In [1]:
import pandas as pd
import numpy as np

import seaborn as sns
from matplotlib import pyplot as plt
%matplotlib inline

from sklearn.model_selection import train_test_split
from sklearn.linear_model import LogisticRegression
from sklearn.metrics import mutual_info_score
from sklearn.preprocessing import StandardScaler
from sklearn.preprocessing import MinMaxScaler
from sklearn.preprocessing import OneHotEncoder
from sklearn.preprocessing import StandardScaler
from sklearn.preprocessing import MinMaxScaler
from sklearn.preprocessing import OneHotEncoder
from sklearn.feature_extraction import DictVectorizer
from sklearn.linear_model import LogisticRegression
from sklearn.linear_model import Ridge
from sklearn.metrics import accuracy_score
from sklearn.metrics import roc_curve
from sklearn.metrics import auc
from sklearn.metrics import roc_auc_score
from sklearn.model_selection import KFold

# Homework
Note: sometimes your answer doesn't match one of the options exactly. That's fine. Select the option that's closest to your solution.

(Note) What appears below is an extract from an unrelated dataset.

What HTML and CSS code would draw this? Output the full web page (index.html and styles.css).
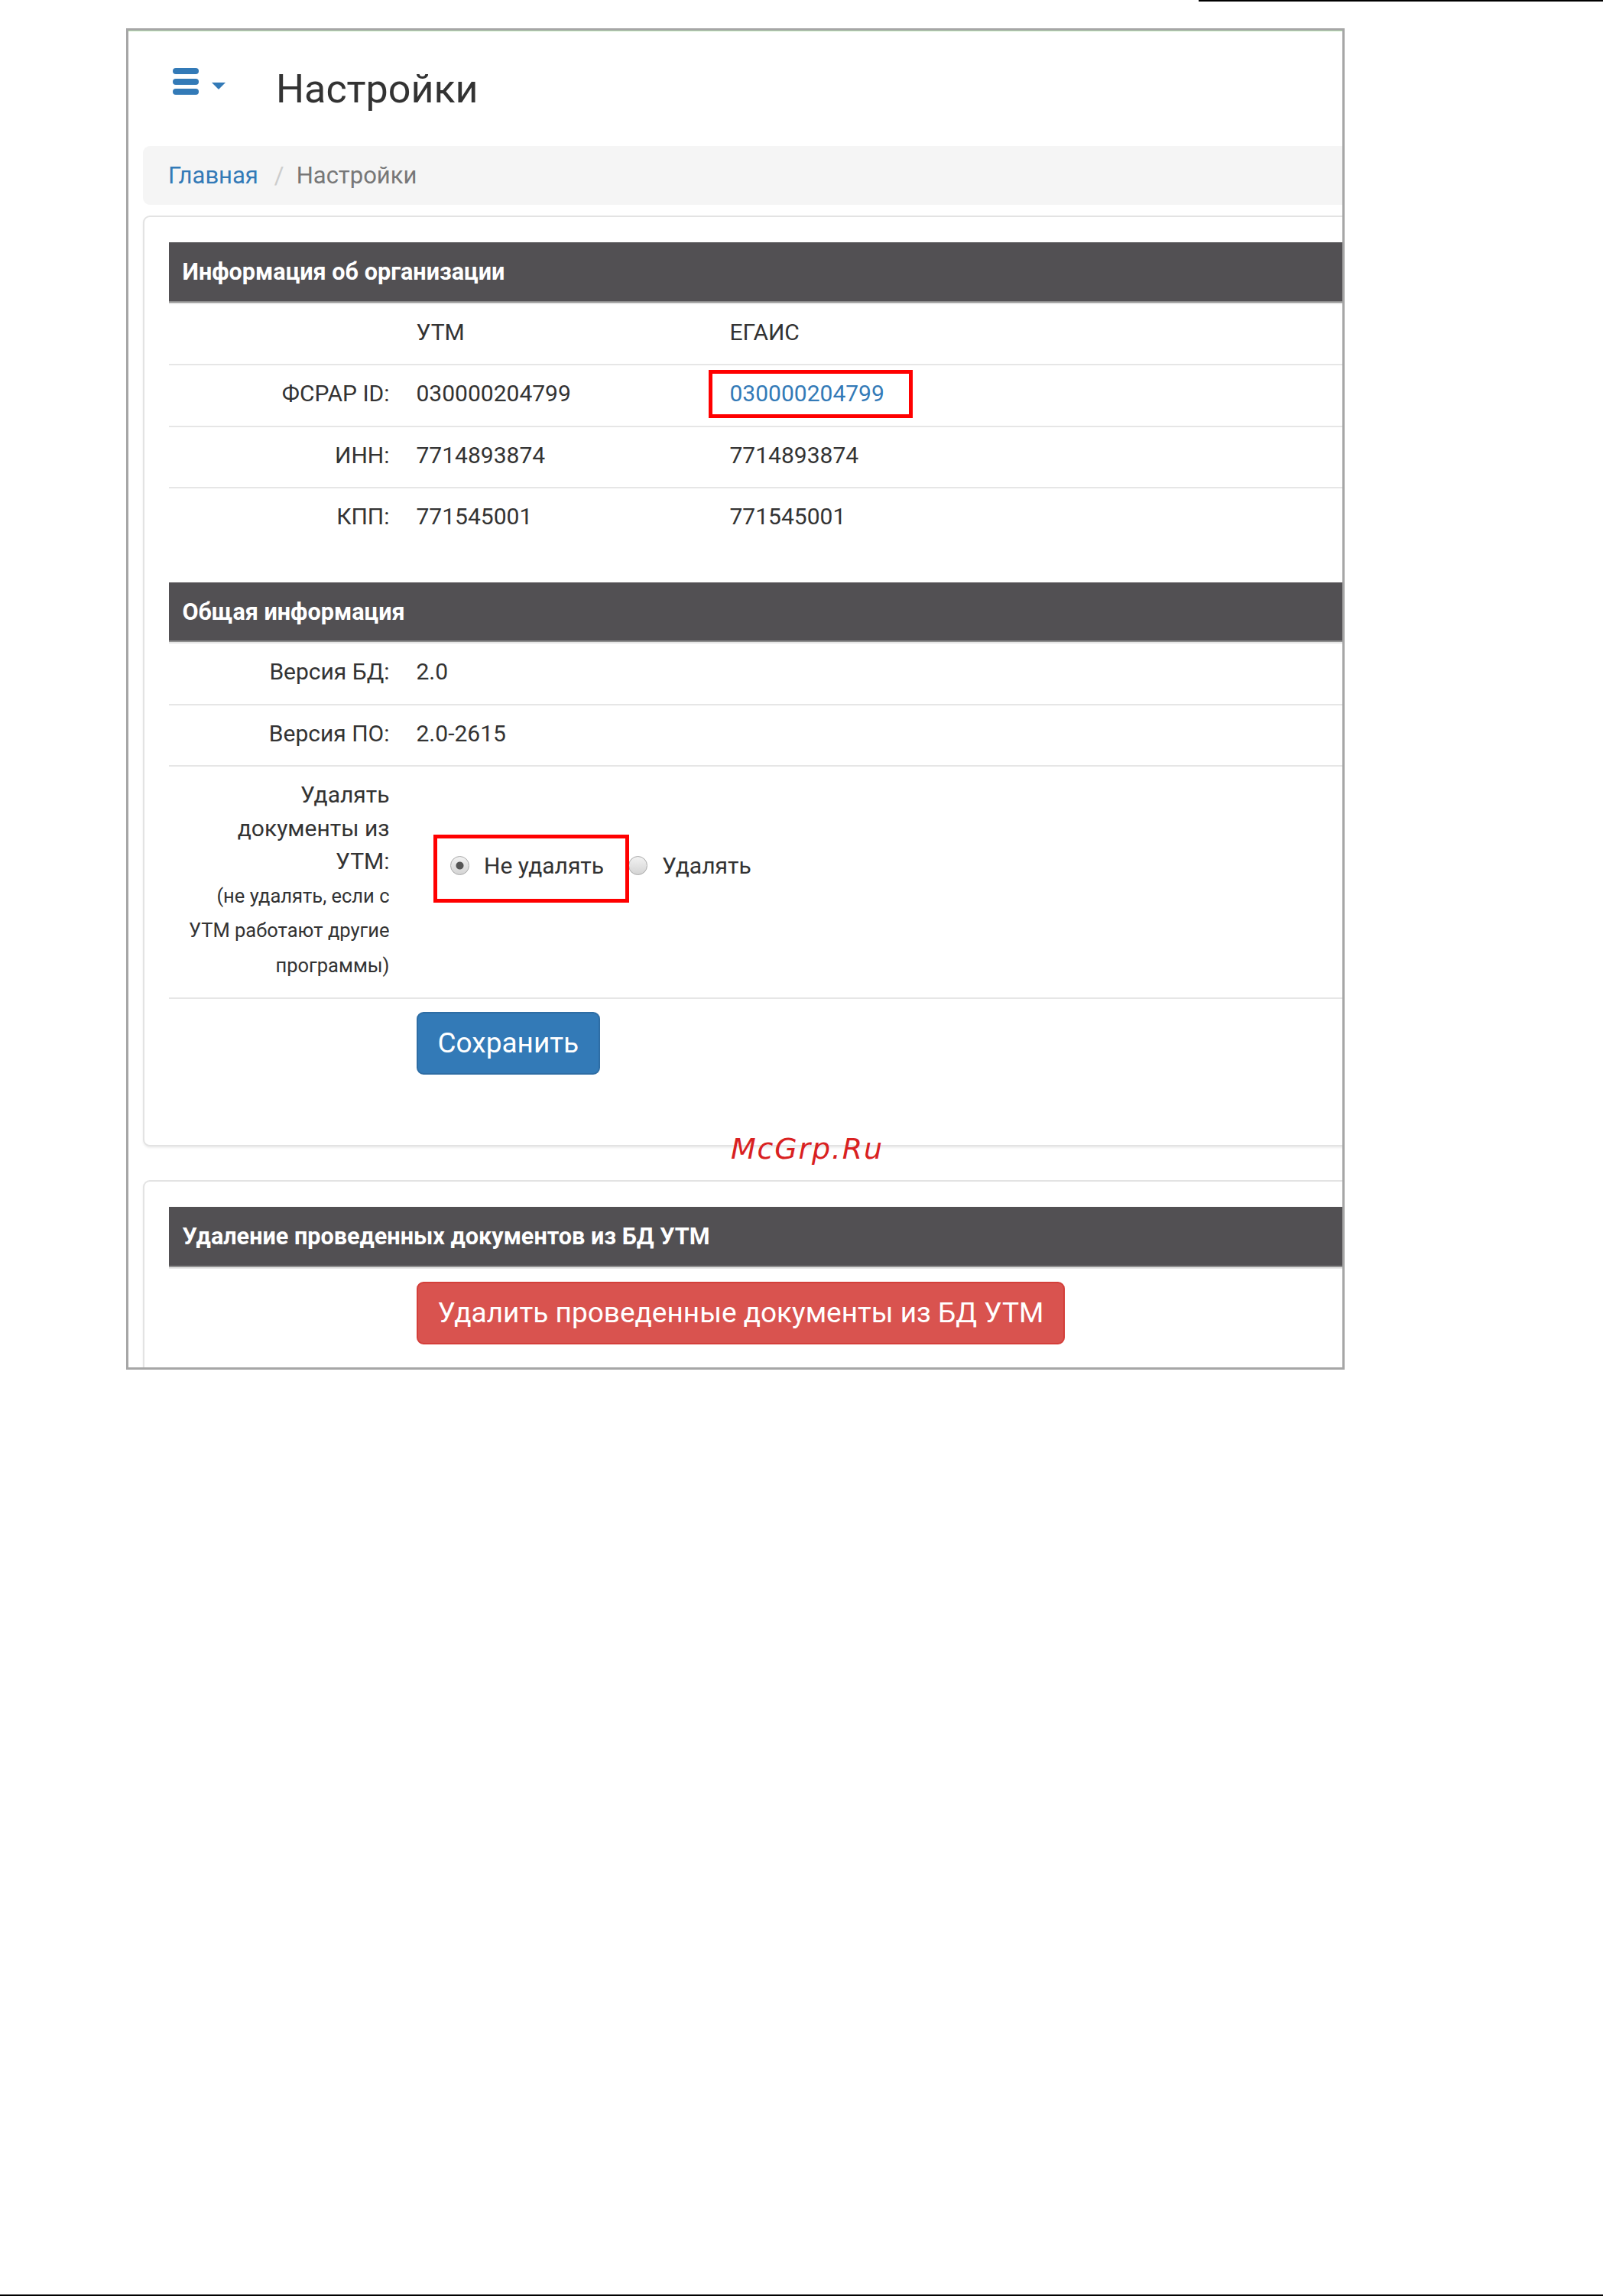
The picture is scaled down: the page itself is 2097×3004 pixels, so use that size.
FILE: index.html
```html
<!DOCTYPE html>
<html lang="ru">
<head>
  <meta charset="UTF-8">
  <title>Настройки</title>
  <link rel="stylesheet" href="styles.css">
</head>
<body>
  <div class="topline"></div>

  <div class="frame">
    <div class="page">
      <div class="header">
        <svg class="menu-icon" width="34" height="35" viewBox="0 0 34 35">
          <rect x="0" y="0" width="34" height="8" rx="4" fill="#337ab7"/>
          <rect x="0" y="14" width="34" height="8" rx="4" fill="#337ab7"/>
          <rect x="0" y="27" width="34" height="8" rx="4" fill="#337ab7"/>
        </svg>
        <svg class="caret" width="18" height="9" viewBox="0 0 18 9">
          <polygon points="0,0 18,0 9,9" fill="#337ab7"/>
        </svg>
        <h1 class="title">Настройки</h1>
      </div>

      <ul class="breadcrumb">
        <li><a href="#">Главная</a></li>
        <li class="active">Настройки</li>
      </ul>

      <div class="panel">
        <div class="info">
          <div class="info-head">Информация об организации</div>
          <div class="info-row">
            <div class="label"></div>
            <div>УТМ</div>
            <div>ЕГАИС</div>
          </div>
          <div class="info-row">
            <div class="label">ФСРАР ID:</div>
            <div>030000204799</div>
            <div><a class="link" href="#">030000204799</a></div>
          </div>
          <div class="info-row">
            <div class="label">ИНН:</div>
            <div>7714893874</div>
            <div>7714893874</div>
          </div>
          <div class="info-row">
            <div class="label">КПП:</div>
            <div>771545001</div>
            <div>771545001</div>
          </div>
        </div>

        <div class="info">
          <div class="info-head">Общая информация</div>
          <div class="info-row">
            <div class="label">Версия БД:</div>
            <div>2.0</div>
            <div></div>
          </div>
          <div class="info-row">
            <div class="label">Версия ПО:</div>
            <div>2.0-2615</div>
            <div></div>
          </div>
          <div class="info-row">
            <div class="label">Удалять<br>документы из<br>УТМ:<br><small>(не удалять, если с<br>УТМ работают другие<br>программы)</small></div>
            <div class="radio-cell">
              <div class="radios">
                <label class="radio-label"><input class="radio" type="radio" name="del" checked>Не удалять</label>
                <label class="radio-label"><input class="radio" type="radio" name="del">Удалять</label>
              </div>
            </div>
          </div>
          <div class="info-row">
            <div class="label"></div>
            <div class="btn-cell"><button class="btn btn-primary">Сохранить</button></div>
          </div>
        </div>
      </div>

      <div class="panel">
        <div class="info">
          <div class="info-head">Удаление проведенных документов из БД УТМ</div>
          <div class="info-row">
            <div class="label"></div>
            <div class="btn-cell"><button class="btn btn-danger">Удалить проведенные документы из БД УТМ</button></div>
          </div>
        </div>
      </div>
    </div>

    <div class="highlight highlight-id"></div>
    <div class="highlight highlight-radio"></div>
    <div class="watermark">McGrp.Ru</div>
  </div>

  <div class="bottomline"></div>
</body>
</html>
```

FILE: styles.css
```css
body { margin: 0; font-family: Roboto, "Liberation Sans", sans-serif; color: #333; background: #fff; }
.topline { margin-left: 1568px; height: 2px; background: #000; }
.bottomline { margin-top: 1210px; height: 2px; background: #000; }

.frame { position: relative; box-sizing: border-box; width: 1594px; height: 1755px; margin: 35px 0 0 165px; border: 3px solid #a6a6a6; overflow: hidden; }
.page { width: 1800px; padding-left: 19px; border-top: 1px solid #b6e3b0; }

/* шапка */
.header { display: flex; align-items: flex-start; height: 150px; padding-left: 39px; }
.menu-icon { margin-top: 48px; }
.caret { margin: 67px 0 0 17px; }
.title { margin: 50px 0 0 66px; font-size: 52px; line-height: 52px; font-weight: 400; color: #333; }

.breadcrumb { display: flex; margin: 0; padding: 17px 33px; list-style: none; background: #f5f5f5; border-radius: 9px; font-size: 31px; line-height: 43px; }
.breadcrumb li + li::before { content: "/"; padding: 0 16px 0 21px; color: #ccc; }
.breadcrumb a { color: #337ab7; text-decoration: none; }
.breadcrumb .active { color: #777; }

/* панели */
.panel { margin-top: 14px; padding: 33px 32px 1px; border: 2px solid #e3e3e3; border-radius: 9px; box-shadow: 0 2px 3px rgba(0, 0, 0, .07); background: #fff; }
.panel + .panel { margin-top: 44px; }
.info { margin-bottom: 44px; }
.info:last-child { margin-bottom: 73px; }
.info-head { padding: 17px 17.5px 18px; background: #525053; color: #fff; font-weight: 700; font-size: 30.6px; line-height: 43.5px; box-shadow: inset 0 -2px 0 #8e8e8e; }
.info-row { display: grid; grid-template-columns: 306px 410px 1fr; border-top: 2px solid #e6e6e6; }
.info-row > div { padding: 15px 17.5px 20px; font-size: 30px; line-height: 43.5px; }
.info-row .label { text-align: right; }
.label small { font-size: 25.5px; }
.link { color: #337ab7; text-decoration: none; }

.radio-cell { grid-column: 2 / 4; display: flex; align-items: center; }
.radios { display: flex; align-items: center; margin: 0 0 38px 44.5px; white-space: nowrap; }
.radio-label { display: flex; align-items: center; }
.radio-label + .radio-label { margin-left: 32px; }
.radio { appearance: none; -webkit-appearance: none; box-sizing: border-box; flex: none; width: 25px; height: 25px; margin: 0 19px 0 0; border: 1.5px solid #aaa; border-radius: 50%; background: linear-gradient(#f2f2f2, #d4d4d4); }
.radio:checked { background: radial-gradient(circle, #555 0 4.5px, transparent 5.5px), linear-gradient(#f2f2f2, #d4d4d4); }

.info-row > .btn-cell { grid-column: 2 / 4; display: flex; align-items: flex-start; padding: 17px 17.5px 18px; }
.btn { padding: 17px 26px; border: 2px solid; border-radius: 9px; font-family: Roboto, "Liberation Sans", sans-serif; font-size: 37px; line-height: 44px; white-space: nowrap; color: #fff; cursor: pointer; }
.btn-primary { background: #337ab7; border-color: #2e6da4; }
.btn-danger { background: #d9534f; border-color: #d43f3a; }

/* пометки поверх скриншота */
.highlight { position: absolute; box-sizing: border-box; border: 5px solid #f00; }
.highlight-id { left: 759px; top: 444px; width: 267px; height: 63px; }
.highlight-radio { left: 399px; top: 1052px; width: 256px; height: 89px; }
.watermark { position: absolute; left: 788px; top: 1444px; font: italic 38px/38px "DejaVu Sans", sans-serif; letter-spacing: 1.8px; color: #d92121; }
```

In this homework, we will use the Car price dataset like last week. Download it from here.

Or you can do it with wget:

wget https://raw.githubusercontent.com/alexeygrigorev/mlbookcamp-code/master/chapter-02-car-price/data.csv
We'll work with the MSRP variable, and we'll transform it to a classification task.

For the rest of the homework, you'll need to use only these columns:

Make,
Model,
Year,
Engine HP,
Engine Cylinders,
Transmission Type,
Vehicle Style,
highway MPG,
city mpg
MSRP

In [None]:
df_full = pd.read_csv("https://raw.githubusercontent.com/alexeygrigorev/mlbookcamp-code/master/chapter-02-car-price/data.csv")

In [None]:
df_full.head()

In [None]:
columns_to_keep = ['Make', 'Model', 'Year', 'Engine HP', 'Engine Cylinders', 'Transmission Type', 'Vehicle Style', 'highway MPG', 'city mpg', 'MSRP']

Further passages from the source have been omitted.